16h25 — Adeline Chainais (ReSO, Université Paul Valéry-Montpellier 3), « Cheminement spirituel et expériences mystiques chez Angélica Liddell »
L’oeuvre de la dramaturge, comédienne, performeuse et metteuse en scène Angélica Liddell (Figueras, 1966) est indissociable de son expérience vitale, notamment du fait de la place centrale qu’occupe l’intime dans sa production écrite et dans son travail scénique.

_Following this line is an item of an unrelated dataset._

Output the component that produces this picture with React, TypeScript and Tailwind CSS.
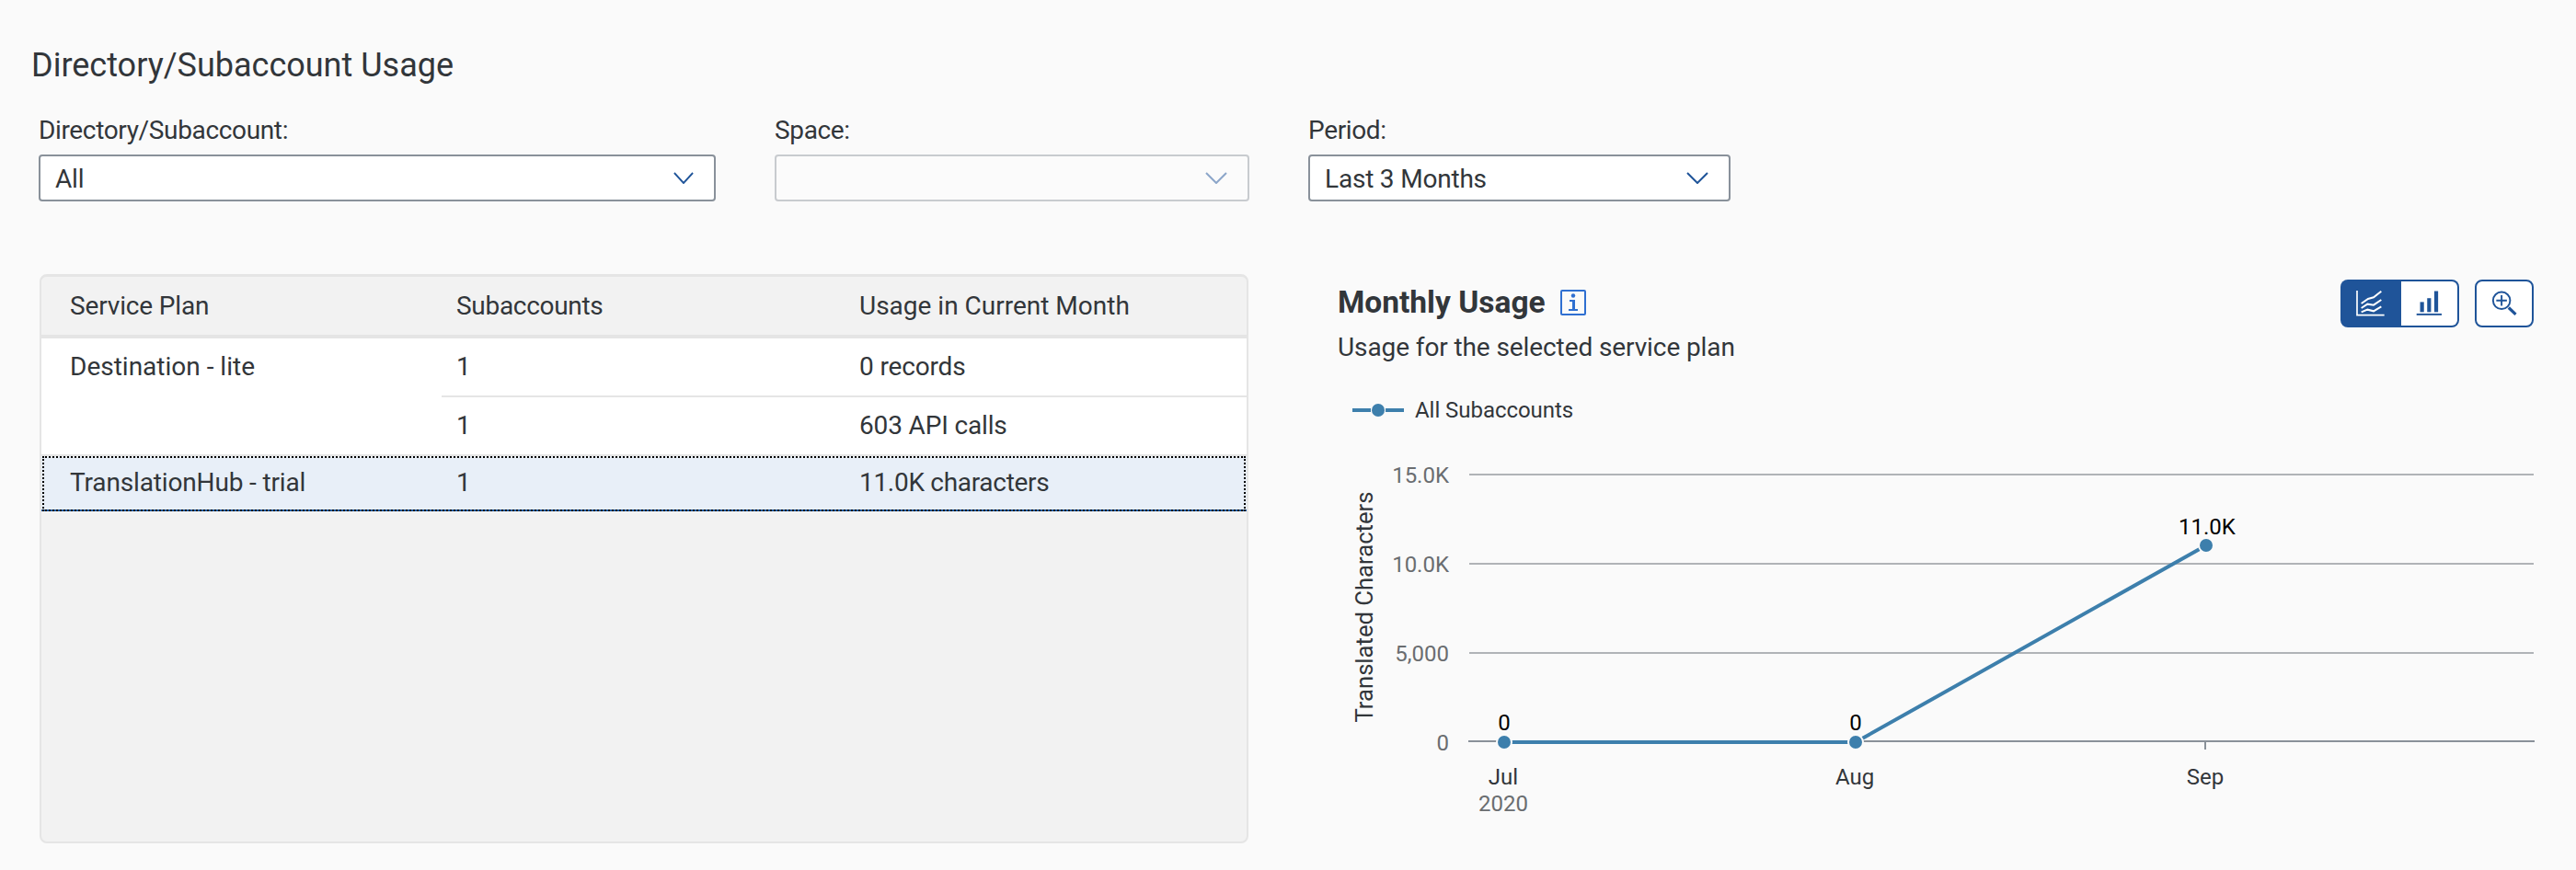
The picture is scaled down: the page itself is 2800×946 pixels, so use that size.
const font = { fontFamily: 'Roboto, sans-serif' };

function Chevron({ size = 24, faded = false }: { size?: number; faded?: boolean }) {
  return (
    <svg width={size} height={13} viewBox="0 0 24 13" preserveAspectRatio="none" fill="none" className={faded ? "opacity-50" : ""}>
      <path d="M1 1 L12 12 L23 1" stroke="#1f5499" strokeWidth="2" />
    </svg>
  );
}

function SelectBox({ label, value, width, faded, arrow }: { label: string; value?: string; width: string; faded?: boolean; arrow?: number }) {
  return (
    <div className={`flex flex-col ${width}`}>
      <div className="h-[46px] pt-[2px] text-[28px] leading-[36px] tracking-[-0.35px] text-[#32363a]">{label}</div>
      <div className={`h-[51px] flex items-center justify-between pl-4 pr-[22px] rounded-[4px] border-2 text-[28px] tracking-[-0.2px] text-[#32363a] ${faded ? "border-[#c8cbcf] bg-[#fbfbfb]" : "border-[#89919a] bg-white"}`}>
        <span className="pt-[2px]">{value}</span>
        <Chevron size={arrow} faded={faded} />
      </div>
    </div>
  );
}

function LineIcon() {
  return (
    <svg width="66" height="52" viewBox="192 72 198 156" fill="none" stroke="#fff" strokeWidth="6">
      <path d="M246 108 V188 H335" strokeWidth="5" />
      <path d="M260 150 L282 135 L300 130 L325 110" />
      <path d="M260 165 L280 152 L300 155 L325 138" />
      <path d="M260 178 L280 170 L300 175 L325 160" />
    </svg>
  );
}

function BarIcon() {
  return (
    <svg width="63" height="52" viewBox="390 72 190 156" fill="#1f5499">
      <rect x="454" y="145" width="13" height="34" />
      <rect x="478" y="132" width="13" height="47" />
      <rect x="502" y="108" width="13" height="71" />
      <rect x="442" y="184" width="85" height="6" />
    </svg>
  );
}

function ZoomIcon() {
  return (
    <svg width="60" height="48" viewBox="636 75 178 150" fill="none" stroke="#1f5499">
      <circle cx="716" cy="140" r="29" strokeWidth="6" />
      <path d="M698 140 H734 M716 122 V158" strokeWidth="6" />
      <path d="M740 164 L764 187" strokeWidth="10" />
    </svg>
  );
}

function UsageChart() {
  const axis = { fontSize: 24, fill: "#6a6d70" };
  const tick = { fontSize: 24, fill: "#32363a", textAnchor: "middle" as const };
  const value = { fontSize: 24, fill: "#000", textAnchor: "middle" as const };
  return (
    <svg width="1345" height="430" viewBox="1420 490 1345 430" style={font}>
      {[516, 613, 710].map((y) => (
        <line key={y} x1="1597" x2="2754" y1={y} y2={y} stroke="#b0b3b7" strokeWidth="2" />
      ))}
      <line x1="1596" x2="2755" y1="806" y2="806" stroke="#899199" strokeWidth="2" />
      {[1634, 2016, 2397].map((x) => (
        <line key={x} x1={x} x2={x} y1="806" y2="815" stroke="#899199" strokeWidth="2" />
      ))}
      <text x="1575" y="525" textAnchor="end" {...axis}>15.0K</text>
      <text x="1575" y="622" textAnchor="end" {...axis}>10.0K</text>
      <text x="1575" y="719" textAnchor="end" {...axis}>5,000</text>
      <text x="1575" y="816" textAnchor="end" {...axis}>0</text>
      <text transform="translate(1492 660) rotate(-90)" textAnchor="middle" fontSize="25" fill="#32363a" textLength="251" lengthAdjust="spacingAndGlyphs">Translated Characters</text>
      <polyline points="1635,807 2017,807 2398,593" fill="none" stroke="#3d7fac" strokeWidth="4" />
      {[[1635, 807], [2017, 807], [2398, 593]].map(([x, y]) => (
        <circle key={x} cx={x} cy={y} r="8" fill="#3d7fac" stroke="#fafafa" strokeWidth="2" />
      ))}
      <text x="1635" y="794" {...value}>0</text>
      <text x="2017" y="794" {...value}>0</text>
      <text x="2399" y="581" {...value}>11.0K</text>
      <text x="1634" y="853" {...tick}>Jul</text>
      <text x="2016" y="853" {...tick}>Aug</text>
      <text x="2397" y="853" {...tick}>Sep</text>
      <text x="1634" y="882" textAnchor="middle" {...axis}>2020</text>
    </svg>
  );
}

export default function App() {
  return (
    <div className="w-[2800px] h-[946px] bg-[#fafafa] text-[#32363a] overflow-hidden" style={font}>
      <h1 className="pt-[49px] pl-[34px] text-[36px] leading-[44px]">Directory/Subaccount Usage</h1>

      <div className="flex mt-[29px] ml-[42px] gap-[64px]">
        <SelectBox label="Directory/Subaccount:" value="All" width="w-[736px]" arrow={22} />
        <SelectBox label="Space:" width="w-[516px]" faded />
        <SelectBox label="Period:" value="Last 3 Months" width="w-[459px]" />
      </div>

      <div className="flex mt-[79px] ml-[43px]">
        <div className="w-[1314px] h-[619px] bg-[#f2f2f2] border-2 border-t-[3px] border-[#e5e5e5] rounded-[8px] overflow-hidden text-[28px] tracking-[-0.15px]">
          <div className="flex h-[63px] items-center border-b-4 border-[#e5e5e5] box-content">
            <div className="w-[435px] pl-[31px]">Service Plan</div>
            <div className="w-[438px] pl-[16px] tracking-[-0.3px]">Subaccounts</div>
            <div className="pl-[16px] tracking-normal">Usage in Current Month</div>
          </div>
          <div className="flex bg-white">
            <div className="w-[435px] pl-[31px] pt-[13px] leading-[36px] tracking-normal">Destination - lite</div>
            <div className="flex-1">
              <div className="flex items-center h-[62px] border-b-2 border-[#e5e5e5] box-content">
                <div className="w-[438px] pl-[16px]">1</div>
                <div className="pl-[16px]">0 records</div>
              </div>
              <div className="flex items-center h-[62px]">
                <div className="w-[438px] pl-[16px]">1</div>
                <div className="pl-[16px]">603 API calls</div>
              </div>
            </div>
          </div>
          <div className="border-t-2 border-[#e5e5e5]">
            <div className="relative flex items-center h-[60px] bg-[#e8eff8] border-b-2 border-[#1f5ea8]">
              <div className="w-[435px] pl-[31px]">TranslationHub - trial</div>
              <div className="w-[438px] pl-[16px]">1</div>
              <div className="pl-[16px] tracking-[-0.3px]">11.0K characters</div>
              <div className="absolute top-0 left-[1px] right-[1px] -bottom-[2px] border-2 border-dotted border-[#000]" />
            </div>
          </div>
        </div>

        <div className="w-[1299px] ml-[98px]">
          <div className="flex justify-between items-start pt-[6px]">
            <div className="-ml-[1px]">
              <div className="flex items-center gap-[16px] h-[50px]">
                <span className="text-[33.5px] font-bold">Monthly Usage</span>
                <span className="w-[28px] h-[28px] rounded-[2px] border-2 border-[#2e6fd1] flex items-center justify-center">
                  <svg width="12" height="20" viewBox="0 0 12 20" fill="#2e6fd1">
                    <circle cx="6" cy="2.5" r="2.2" />
                    <path d="M2 7 H8 V17 H11 V19 H1 V17 H5 V9 H2 Z" />
                  </svg>
                </span>
              </div>
              <div className="mt-[6px] text-[28px] leading-[36px] tracking-[-0.1px]">Usage for the selected service plan</div>
            </div>
            <div className="flex items-center gap-[17px]">
              <div className="flex">
                <button className="w-[66px] h-[52px] bg-[#1f5499] rounded-l-[8px] flex items-center justify-center"><LineIcon /></button>
                <button className="w-[63px] h-[52px] bg-white border-2 border-l-0 border-[#1f5499] rounded-r-[8px] flex items-center justify-center"><BarIcon /></button>
              </div>
              <button className="w-[64px] h-[52px] bg-white border-2 border-[#1f5499] rounded-[8px] flex items-center justify-center"><ZoomIcon /></button>
            </div>
          </div>
          <div className="flex items-center mt-[32px] ml-[15px] h-[36px]">
            <svg width="56" height="16" viewBox="0 0 56 16" className="mr-[12px]">
              <path d="M0 8 H20 M36 8 H56" stroke="#3d7fac" strokeWidth="4" />
              <circle cx="28" cy="8" r="7" fill="#3d7fac" />
            </svg>
            <span className="text-[24px] tracking-[-0.05px]">All Subaccounts</span>
          </div>
          <div className="-ml-[35px] mt-[26px]">
            <UsageChart />
          </div>
        </div>
      </div>
    </div>
  );
}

Tandis que ses premières oeuvres traitaient principalement de thématiques sociales et politiques, la spiritualité prend une part de plus en plus importante dans ses créations, notamment à partir du spectacle intitulé Primera carta de San Pablo a los Corintios, créé au théâtre Vidy de Lausanne en 2015, et défini dans le programme du Festival d’Autonme à Paris comme « la lettre d’une mystique revendiquée ». Si la rencontre avec le Dieu chrétien se produit dès l’enfance pour Angélica Liddell, elle redécouvre et réinvente progressivement sa foi au court d’expériences mystiques qui, de spectacle en spectacle, vont lui permettre d’affronter sa souffrance personnelle mais également de redéfinir son rapport au monde, aux autres et à elle-même. Nous nous proposons dans cette communication d’étudier la manière dont ces expériences capitales qui jalonnent son cheminement personnel ont également fait évoluer son processus créatif.